Friday, October 31, 2008

A change of location, perhaps a change of pace.

I'm going home to York, Pa for Halloween weekend much to my boyfriend's chagrin. He hates whenever I go anywhere without him. I'll admit to having separation anxiety too.

But I really need a break from the responsibility and routine that I have while living in Pittsburgh. I haven't seen my parents in over 3 months and I've been missing them terribly. I also want to see friends, catch-up, and cut-loose.

I'm anxious to see what the weekend will hold. I'm hoping that a change of scenery will reenergize me.

My parents are the source of a great deal of support and encouragement. They have guided me over the years and helped me to develop my talents.
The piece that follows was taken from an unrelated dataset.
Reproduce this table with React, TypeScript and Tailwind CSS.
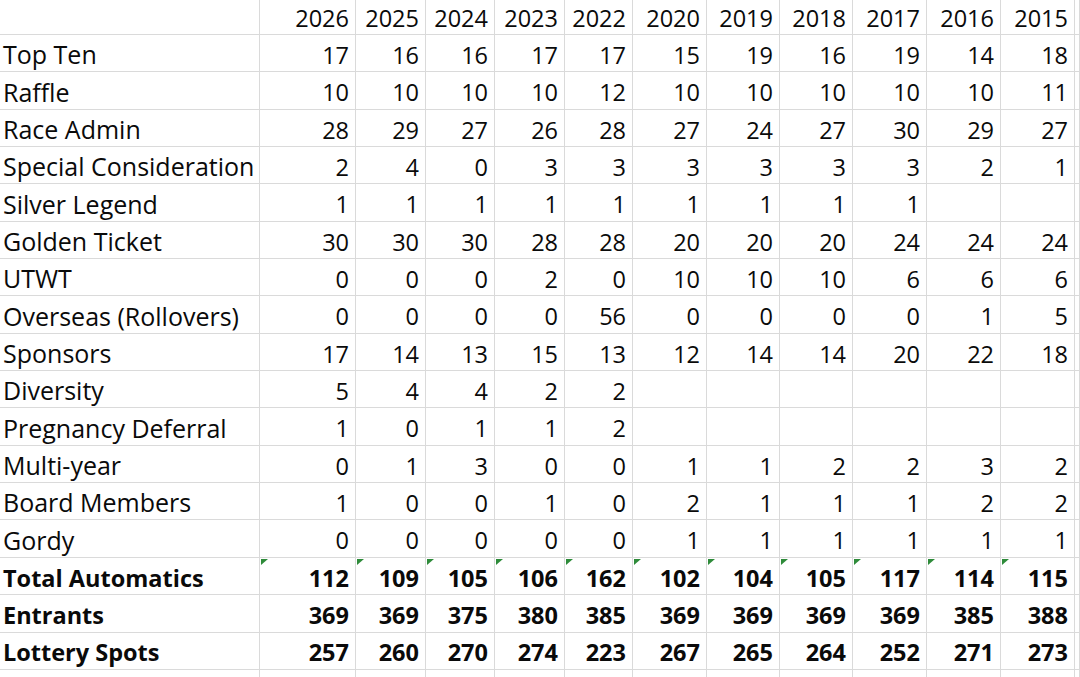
import React from "react";

const years = ["2026", "2025", "2024", "2023", "2022", "2020", "2019", "2018", "2017", "2016", "2015"];

const rows: { label: string; vals: (number | "")[]; bold?: boolean; tri?: boolean }[] = [
  { label: "Top Ten", vals: [17, 16, 16, 17, 17, 15, 19, 16, 19, 14, 18] },
  { label: "Raffle", vals: [10, 10, 10, 10, 12, 10, 10, 10, 10, 10, 11] },
  { label: "Race Admin", vals: [28, 29, 27, 26, 28, 27, 24, 27, 30, 29, 27] },
  { label: "Special Consideration", vals: [2, 4, 0, 3, 3, 3, 3, 3, 3, 2, 1] },
  { label: "Silver Legend", vals: [1, 1, 1, 1, 1, 1, 1, 1, 1, "", ""] },
  { label: "Golden Ticket", vals: [30, 30, 30, 28, 28, 20, 20, 20, 24, 24, 24] },
  { label: "UTWT", vals: [0, 0, 0, 2, 0, 10, 10, 10, 6, 6, 6] },
  { label: "Overseas (Rollovers)", vals: [0, 0, 0, 0, 56, 0, 0, 0, 0, 1, 5] },
  { label: "Sponsors", vals: [17, 14, 13, 15, 13, 12, 14, 14, 20, 22, 18] },
  { label: "Diversity", vals: [5, 4, 4, 2, 2, "", "", "", "", "", ""] },
  { label: "Pregnancy Deferral", vals: [1, 0, 1, 1, 2, "", "", "", "", "", ""] },
  { label: "Multi-year", vals: [0, 1, 3, 0, 0, 1, 1, 2, 2, 3, 2] },
  { label: "Board Members", vals: [1, 0, 0, 1, 0, 2, 1, 1, 1, 2, 2] },
  { label: "Gordy", vals: [0, 0, 0, 0, 0, 1, 1, 1, 1, 1, 1] },
  { label: "Total Automatics", vals: [112, 109, 105, 106, 162, 102, 104, 105, 117, 114, 115], bold: true, tri: true },
  { label: "Entrants", vals: [369, 369, 375, 380, 385, 369, 369, 369, 369, 385, 388], bold: true },
  { label: "Lottery Spots", vals: [257, 260, 270, 274, 223, 267, 265, 264, 252, 271, 273], bold: true },
];

const cell = "border-r border-b border-[#dadada] flex items-end overflow-hidden whitespace-nowrap";

export default function App() {
  return (
    <div
      className="w-[1080px] h-[677px] overflow-hidden bg-white text-[#0a0a0a] text-[23.5px] leading-none font-medium"
      style={{ fontFamily: "'Open Sans', Lato, sans-serif" }}
    >
      <div className="grid grid-cols-[260px_96px_70px_69px_70px_68px_74px_73px_73px_74px_74px_74px_1fr] grid-rows-[35px_repeat(18,37.35px)]">
        <div className={cell}></div>
        {years.map((y) => (
          <div key={y} className={`${cell} justify-end pr-[6px] pb-[4px]`}>
            {y}
          </div>
        ))}
        <div className={cell}></div>
        {rows.map((r) => (
          <React.Fragment key={r.label}>
            <div className={`${cell} pl-[3px] pb-[4px] ${r.bold ? "font-bold" : "text-[25px]"}`}>{r.label}</div>
            {r.vals.map((v, i) => (
              <div key={i} className={`${cell} relative justify-end pr-[6px] pb-[4px] ${r.bold ? "font-bold" : ""}`}>
                {r.tri && (
                  <svg className="absolute left-[1px] top-[1px]" width="7" height="6" viewBox="0 0 7 6">
                    <polygon points="0,0 7,0 0,6" fill="#2e8b3a" />
                  </svg>
                )}
                {v}
              </div>
            ))}
            <div className={cell}></div>
          </React.Fragment>
        ))}
        {Array.from({ length: 13 }).map((_, i) => (
          <div key={i} className={cell}></div>
        ))}
      </div>
    </div>
  );
}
I honestly think I could do just about anything career-wise and they would be proud of me as long as I was happy.

But it's not as though they have let me go through life willy-nilly. My parents have always encouraged and sometimes enforced discipline. I often think that it is the discipline that my parents have instilled in me that keeps me steadfast on my path towards getting a bachelor's degree (whether it's in journalism or something else). It is this mental and emotional perserverance I must attribute to them.

I hope that talking with them over the weekend will eradicate my overwhelming sense of self-doubt and offer some reassurance.

http://www.northeastroads.com/pennsylvania500/pa-581_eb_exit_006b_03.jpg

Wednesday, October 29, 2008

A break in the clouds.

I'd like to think I take a hold of the good moments whenever they occur. I know I focus almost solely on the negative aspects of my life in this blog, but I'm not a negative person. I actually consider myself a 'glass half-full' type of person. However, I use this blog as a forum for my insecurities, uncertainties, and whining.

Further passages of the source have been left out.